表題番号:2011A-089 日付:2013/03/04
研究課題eテクノロジーを駆使した身体活動推進プログラムの開発と評価
研究者所属(当時) 資格 氏名
(代表者) スポーツ科学学術院 准教授 岡 浩一朗
(連携研究者) スポーツ科学学術院 助教 石井 香織
(連携研究者) スポーツ科学学術院 次席研究員・研究院助教 柴田 愛
研究成果概要
本研究の目的は、行動科学の理論とeテクノロジー(インターネット等に関連した様々なネットワーク技術)を応用した身体活動推進プログラムを開発し、その有効性について検討することを目的とした。本研究で開発した身体活動推進プログラムに採用したeテクノロジーとして、Felica(非接触ICカード技術)を応用した身体活動モニタリングシステムの構築、人と人とのつながりを促進・支援するコミュニティ型Webサイト(ソーシャルネットワーキングサービス:SNS)の完備、実行した身体活動量に応じた報酬としてのポイント制の導入に焦点を当て、それらを効果的に組み合わせたプログラムを開発した。このようなeテクノロジーを有効に組み合わせた内容にすることにより、多くの対象者が行動変容の知識・スキルを効果的・効率的に獲得できるよう配慮した。このプログラムを実施した3ヶ月間の前後で身体活動量データが得られた924名を対象に、アウトカム評価としての身体活動量(日歩数)、プロセス評価として、対象者の内省報告からユーザビリティに関して分析を行った。

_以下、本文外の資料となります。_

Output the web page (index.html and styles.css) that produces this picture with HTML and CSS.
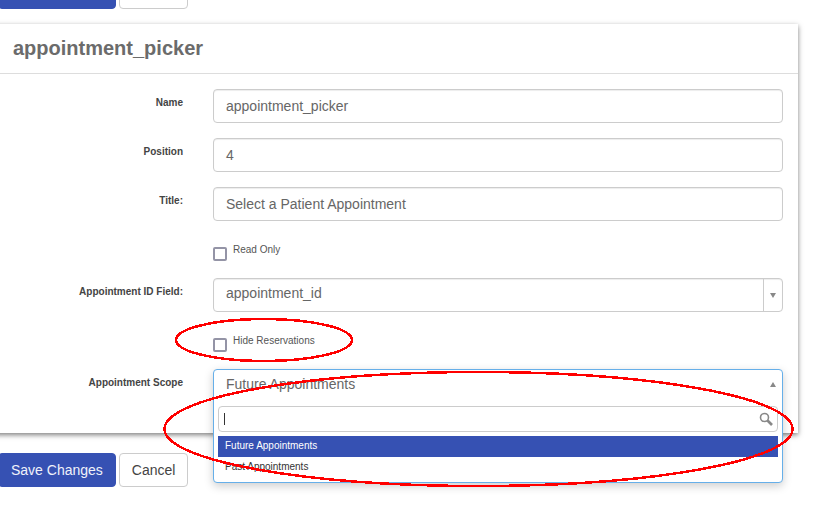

その結果、プログラム参加前の平均日歩数が6,946歩であったのに対し、プログラム参加後には8,182歩まで有意に増加し、特にeヘルスリテラシー(インターネット上で健康情報を検索し、内容を評価し、取得した健康情報を自分の健康問題解決に向けて活用する能力)が高い参加者ほど、大きな身体活動量の増進効果が認められた。また、ユーザビリティに関しては、身体活動量のモニタリングが容易で操作性も高く、Webサイトの構成・見やすさ等も多くの対象者から優れているという評価が得られた。特に、SNSに対する反響が大きく、仲間のアドバイスや励まし合いが、このプログラムを継続していくことの動機付けを高め、健康づくりを見直す大きなきっかけになっていることが伺えた。実際に、このプログラムへの参加がきっかけとなり、3ヶ月の利用により大きな体重減少(6kg)が認められた参加者も存在した。今後の課題としては、新たな研究デザイン(ランダム化比較試験)を用いたプログラムの有効性検証が必要だと考えられる。